TASK DETAILS> The material below should be written out in full and exactly; pictures stay out of the copy.

PROVIDED MATERIAL>
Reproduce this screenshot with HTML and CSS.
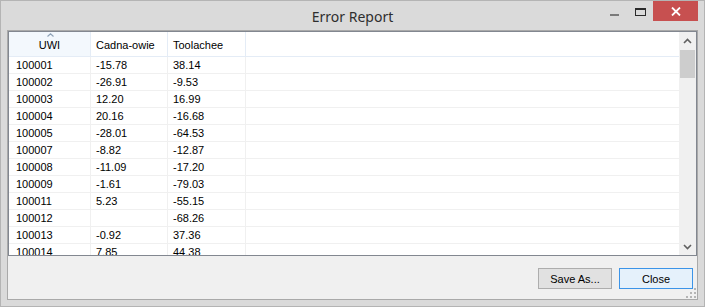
FILE: index.html
```html
<!DOCTYPE html>
<html>
<head>
<meta charset="utf-8">
<link rel="stylesheet" href="styles.css">
</head>
<body>
<div class="window">
  <div class="titlebar">
    <div class="tb-spacer"></div>
    <div class="title">Error Report</div>
    <div class="caption">
      <div class="cap"><span class="min-line"></span></div>
      <div class="cap"><span class="max-box"></span></div>
      <div class="cap close">
        <svg width="10" height="9" viewBox="0 0 10 9"><path d="M1 0.5 L9 8.5 M9 0.5 L1 8.5" stroke="#fff" stroke-width="1.8" fill="none"/></svg>
      </div>
    </div>
  </div>
  <div class="client">
    <div class="grid">
      <div class="grid-body">
        <div class="row header">
          <div class="cell c1 sorted">UWI<svg class="sort" width="7" height="4" viewBox="0 0 7 4"><path d="M0.5 3.5 L3.5 0.8 L6.5 3.5" stroke="#8fa3b8" stroke-width="1.2" fill="none"/></svg></div>
          <div class="cell c2">Cadna-owie</div>
          <div class="cell c3">Toolachee</div>
          <div class="cell fill"></div>
        </div>
        <div class="row"><div class="cell c1">100001</div><div class="cell c2">-15.78</div><div class="cell c3">38.14</div><div class="cell fill"></div></div>
        <div class="row"><div class="cell c1">100002</div><div class="cell c2">-26.91</div><div class="cell c3">-9.53</div><div class="cell fill"></div></div>
        <div class="row"><div class="cell c1">100003</div><div class="cell c2">12.20</div><div class="cell c3">16.99</div><div class="cell fill"></div></div>
        <div class="row"><div class="cell c1">100004</div><div class="cell c2">20.16</div><div class="cell c3">-16.68</div><div class="cell fill"></div></div>
        <div class="row"><div class="cell c1">100005</div><div class="cell c2">-28.01</div><div class="cell c3">-64.53</div><div class="cell fill"></div></div>
        <div class="row"><div class="cell c1">100007</div><div class="cell c2">-8.82</div><div class="cell c3">-12.87</div><div class="cell fill"></div></div>
        <div class="row"><div class="cell c1">100008</div><div class="cell c2">-11.09</div><div class="cell c3">-17.20</div><div class="cell fill"></div></div>
        <div class="row"><div class="cell c1">100009</div><div class="cell c2">-1.61</div><div class="cell c3">-79.03</div><div class="cell fill"></div></div>
        <div class="row"><div class="cell c1">100011</div><div class="cell c2">5.23</div><div class="cell c3">-55.15</div><div class="cell fill"></div></div>
        <div class="row"><div class="cell c1">100012</div><div class="cell c2"></div><div class="cell c3">-68.26</div><div class="cell fill"></div></div>
        <div class="row"><div class="cell c1">100013</div><div class="cell c2">-0.92</div><div class="cell c3">37.36</div><div class="cell fill"></div></div>
        <div class="row"><div class="cell c1">100014</div><div class="cell c2">7.85</div><div class="cell c3">44.38</div><div class="cell fill"></div></div>
      </div>
      <div class="vscroll">
        <div class="sb-btn"><svg width="9" height="6" viewBox="0 0 9 6"><path d="M1 5 L4.5 1.5 L8 5" stroke="#606060" stroke-width="1.6" fill="none"/></svg></div>
        <div class="sb-track"><div class="sb-thumb"></div></div>
        <div class="sb-btn"><svg width="9" height="6" viewBox="0 0 9 6"><path d="M1 1 L4.5 4.5 L8 1" stroke="#606060" stroke-width="1.6" fill="none"/></svg></div>
      </div>
    </div>
    <div class="footer">
      <button class="btn">Save As...</button>
      <button class="btn default">Close</button>
      <svg class="grip" width="10" height="10" viewBox="0 0 10 10">
        <rect x="8" y="0" width="2" height="2" fill="#b5b5b5"/>
        <rect x="4" y="4" width="2" height="2" fill="#b5b5b5"/>
        <rect x="8" y="4" width="2" height="2" fill="#b5b5b5"/>
        <rect x="0" y="8" width="2" height="2" fill="#b5b5b5"/>
        <rect x="4" y="8" width="2" height="2" fill="#b5b5b5"/>
        <rect x="8" y="8" width="2" height="2" fill="#b5b5b5"/>
      </svg>
    </div>
  </div>
</div>
</body>
</html>
```
FILE: styles.css
```css
html, body {
  margin: 0;
  padding: 0;
}
body {
  width: 705px;
  height: 307px;
  overflow: hidden;
  font-family: "Liberation Sans", Arial, sans-serif;
  font-size: 11px;
}
.window {
  box-sizing: border-box;
  width: 705px;
  height: 307px;
  background: #dadada;
  border: 1px solid #b4b4b4;
  display: flex;
  flex-direction: column;
}
.titlebar {
  height: 29px;
  flex: none;
  display: grid;
  grid-template-columns: 1fr auto 1fr;
}
.title {
  align-self: center;
  font-family: "Noto Sans", "Open Sans", sans-serif;
  font-size: 14px;
  color: #2e2e2e;
  padding-top: 1px;
}
.caption {
  justify-self: end;
  align-self: start;
  display: flex;
  margin-right: 6px;
}
.cap {
  width: 26px;
  height: 20px;
  display: flex;
  align-items: center;
  justify-content: center;
}
.min-line {
  width: 9px;
  height: 2px;
  background: #7a7a7a;
  margin-top: 7px;
}
.max-box {
  box-sizing: border-box;
  width: 11px;
  height: 8px;
  border: 1px solid #2a2a2a;
  border-top-width: 2px;
  margin-top: 2px;
}
.cap.close {
  width: 45px;
  background: #c75050;
}
.client {
  flex: 1;
  margin: 0 6px 6px 6px;
  border: 1px solid #a9a9a9;
  background: #f0f0f0;
  display: flex;
  flex-direction: column;
}
.grid {
  height: 225px;
  flex: none;
  box-sizing: border-box;
  border: 1px solid #828790;
  background: #fff;
  display: flex;
}
.grid-body {
  flex: 1;
  overflow: hidden;
}
.row {
  display: flex;
  height: 17px;
  box-sizing: border-box;
  border-bottom: 1px solid #f0f0f0;
}
.row.header {
  height: 25px;
  border-bottom: 1px solid #e4ecf6;
}
.cell {
  box-sizing: border-box;
  height: 100%;
  border-right: 1px solid #f0f0f0;
  display: flex;
  align-items: center;
  padding-left: 5px;
  color: #000;
  white-space: nowrap;
}
.header .cell {
  border-right: 1px solid #e4ecf6;
  padding-top: 1px;
}
.c1 { width: 82px; padding-left: 7px; }
.c2 { width: 77px; }
.c3 { width: 78px; }
.fill { flex: 1; border-right: none; }
.header .fill { border-right: none; }
.header .c1 {
  justify-content: center;
  padding-left: 0;
  position: relative;
}
.sorted {
  background: #f3f8fd;
}
.sort {
  position: absolute;
  top: 1px;
  left: 38px;
}
.vscroll {
  width: 17px;
  flex: none;
  background: #f0f0f0;
  display: flex;
  flex-direction: column;
}
.sb-btn {
  height: 17px;
  flex: none;
  display: flex;
  align-items: center;
  justify-content: center;
}
.sb-track {
  flex: 1;
  padding: 1px 1px 0 1px;
}
.sb-thumb {
  height: 28px;
  background: #cdcdcd;
}
.footer {
  flex: 1;
  position: relative;
  display: flex;
  justify-content: flex-end;
  align-items: flex-start;
  gap: 7px;
  padding: 12px 4px 0 0;
}
.btn {
  box-sizing: border-box;
  width: 74px;
  height: 21px;
  background: #e1e1e1;
  border: 1px solid #adadad;
  font-family: "Liberation Sans", Arial, sans-serif;
  font-size: 11px;
  color: #000;
  padding: 0;
  margin: 0;
}
.btn.default {
  border-color: #3c94e8;
  background: #e5f1fb;
}
.grip {
  position: absolute;
  right: 1px;
  bottom: 1px;
}
```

REPLY>
Reproduce this screenshot with HTML and CSS.
FILE: index.html
```html
<!DOCTYPE html>
<html>
<head>
<meta charset="utf-8">
<link rel="stylesheet" href="styles.css">
</head>
<body>
<div class="window">
  <div class="titlebar">
    <div class="tb-spacer"></div>
    <div class="title">Error Report</div>
    <div class="caption">
      <div class="cap"><span class="min-line"></span></div>
      <div class="cap"><span class="max-box"></span></div>
      <div class="cap close">
        <svg width="10" height="9" viewBox="0 0 10 9"><path d="M1 0.5 L9 8.5 M9 0.5 L1 8.5" stroke="#fff" stroke-width="1.8" fill="none"/></svg>
      </div>
    </div>
  </div>
  <div class="client">
    <div class="grid">
      <div class="grid-body">
        <div class="row header">
          <div class="cell c1 sorted">UWI<svg class="sort" width="7" height="4" viewBox="0 0 7 4"><path d="M0.5 3.5 L3.5 0.8 L6.5 3.5" stroke="#8fa3b8" stroke-width="1.2" fill="none"/></svg></div>
          <div class="cell c2">Cadna-owie</div>
          <div class="cell c3">Toolachee</div>
          <div class="cell fill"></div>
        </div>
        <div class="row"><div class="cell c1">100001</div><div class="cell c2">-15.78</div><div class="cell c3">38.14</div><div class="cell fill"></div></div>
        <div class="row"><div class="cell c1">100002</div><div class="cell c2">-26.91</div><div class="cell c3">-9.53</div><div class="cell fill"></div></div>
        <div class="row"><div class="cell c1">100003</div><div class="cell c2">12.20</div><div class="cell c3">16.99</div><div class="cell fill"></div></div>
        <div class="row"><div class="cell c1">100004</div><div class="cell c2">20.16</div><div class="cell c3">-16.68</div><div class="cell fill"></div></div>
        <div class="row"><div class="cell c1">100005</div><div class="cell c2">-28.01</div><div class="cell c3">-64.53</div><div class="cell fill"></div></div>
        <div class="row"><div class="cell c1">100007</div><div class="cell c2">-8.82</div><div class="cell c3">-12.87</div><div class="cell fill"></div></div>
        <div class="row"><div class="cell c1">100008</div><div class="cell c2">-11.09</div><div class="cell c3">-17.20</div><div class="cell fill"></div></div>
        <div class="row"><div class="cell c1">100009</div><div class="cell c2">-1.61</div><div class="cell c3">-79.03</div><div class="cell fill"></div></div>
        <div class="row"><div class="cell c1">100011</div><div class="cell c2">5.23</div><div class="cell c3">-55.15</div><div class="cell fill"></div></div>
        <div class="row"><div class="cell c1">100012</div><div class="cell c2"></div><div class="cell c3">-68.26</div><div class="cell fill"></div></div>
        <div class="row"><div class="cell c1">100013</div><div class="cell c2">-0.92</div><div class="cell c3">37.36</div><div class="cell fill"></div></div>
        <div class="row"><div class="cell c1">100014</div><div class="cell c2">7.85</div><div class="cell c3">44.38</div><div class="cell fill"></div></div>
      </div>
      <div class="vscroll">
        <div class="sb-btn"><svg width="9" height="6" viewBox="0 0 9 6"><path d="M1 5 L4.5 1.5 L8 5" stroke="#606060" stroke-width="1.6" fill="none"/></svg></div>
        <div class="sb-track"><div class="sb-thumb"></div></div>
        <div class="sb-btn"><svg width="9" height="6" viewBox="0 0 9 6"><path d="M1 1 L4.5 4.5 L8 1" stroke="#606060" stroke-width="1.6" fill="none"/></svg></div>
      </div>
    </div>
    <div class="footer">
      <button class="btn">Save As...</button>
      <button class="btn default">Close</button>
      <svg class="grip" width="10" height="10" viewBox="0 0 10 10">
        <rect x="8" y="0" width="2" height="2" fill="#b5b5b5"/>
        <rect x="4" y="4" width="2" height="2" fill="#b5b5b5"/>
        <rect x="8" y="4" width="2" height="2" fill="#b5b5b5"/>
        <rect x="0" y="8" width="2" height="2" fill="#b5b5b5"/>
        <rect x="4" y="8" width="2" height="2" fill="#b5b5b5"/>
        <rect x="8" y="8" width="2" height="2" fill="#b5b5b5"/>
      </svg>
    </div>
  </div>
</div>
</body>
</html>
```
FILE: styles.css
```css
html, body {
  margin: 0;
  padding: 0;
}
body {
  width: 705px;
  height: 307px;
  overflow: hidden;
  font-family: "Liberation Sans", Arial, sans-serif;
  font-size: 11px;
}
.window {
  box-sizing: border-box;
  width: 705px;
  height: 307px;
  background: #dadada;
  border: 1px solid #b4b4b4;
  display: flex;
  flex-direction: column;
}
.titlebar {
  height: 29px;
  flex: none;
  display: grid;
  grid-template-columns: 1fr auto 1fr;
}
.title {
  align-self: center;
  font-family: "Noto Sans", "Open Sans", sans-serif;
  font-size: 14px;
  color: #2e2e2e;
  padding-top: 1px;
}
.caption {
  justify-self: end;
  align-self: start;
  display: flex;
  margin-right: 6px;
}
.cap {
  width: 26px;
  height: 20px;
  display: flex;
  align-items: center;
  justify-content: center;
}
.min-line {
  width: 9px;
  height: 2px;
  background: #7a7a7a;
  margin-top: 7px;
}
.max-box {
  box-sizing: border-box;
  width: 11px;
  height: 8px;
  border: 1px solid #2a2a2a;
  border-top-width: 2px;
  margin-top: 2px;
}
.cap.close {
  width: 45px;
  background: #c75050;
}
.client {
  flex: 1;
  margin: 0 6px 6px 6px;
  border: 1px solid #a9a9a9;
  background: #f0f0f0;
  display: flex;
  flex-direction: column;
}
.grid {
  height: 225px;
  flex: none;
  box-sizing: border-box;
  border: 1px solid #828790;
  background: #fff;
  display: flex;
}
.grid-body {
  flex: 1;
  overflow: hidden;
}
.row {
  display: flex;
  height: 17px;
  box-sizing: border-box;
  border-bottom: 1px solid #f0f0f0;
}
.row.header {
  height: 25px;
  border-bottom: 1px solid #e4ecf6;
}
.cell {
  box-sizing: border-box;
  height: 100%;
  border-right: 1px solid #f0f0f0;
  display: flex;
  align-items: center;
  padding-left: 5px;
  color: #000;
  white-space: nowrap;
}
.header .cell {
  border-right: 1px solid #e4ecf6;
  padding-top: 1px;
}
.c1 { width: 82px; padding-left: 7px; }
.c2 { width: 77px; }
.c3 { width: 78px; }
.fill { flex: 1; border-right: none; }
.header .fill { border-right: none; }
.header .c1 {
  justify-content: center;
  padding-left: 0;
  position: relative;
}
.sorted {
  background: #f3f8fd;
}
.sort {
  position: absolute;
  top: 1px;
  left: 38px;
}
.vscroll {
  width: 17px;
  flex: none;
  background: #f0f0f0;
  display: flex;
  flex-direction: column;
}
.sb-btn {
  height: 17px;
  flex: none;
  display: flex;
  align-items: center;
  justify-content: center;
}
.sb-track {
  flex: 1;
  padding: 1px 1px 0 1px;
}
.sb-thumb {
  height: 28px;
  background: #cdcdcd;
}
.footer {
  flex: 1;
  position: relative;
  display: flex;
  justify-content: flex-end;
  align-items: flex-start;
  gap: 7px;
  padding: 12px 4px 0 0;
}
.btn {
  box-sizing: border-box;
  width: 74px;
  height: 21px;
  background: #e1e1e1;
  border: 1px solid #adadad;
  font-family: "Liberation Sans", Arial, sans-serif;
  font-size: 11px;
  color: #000;
  padding: 0;
  margin: 0;
}
.btn.default {
  border-color: #3c94e8;
  background: #e5f1fb;
}
.grip {
  position: absolute;
  right: 1px;
  bottom: 1px;
}
```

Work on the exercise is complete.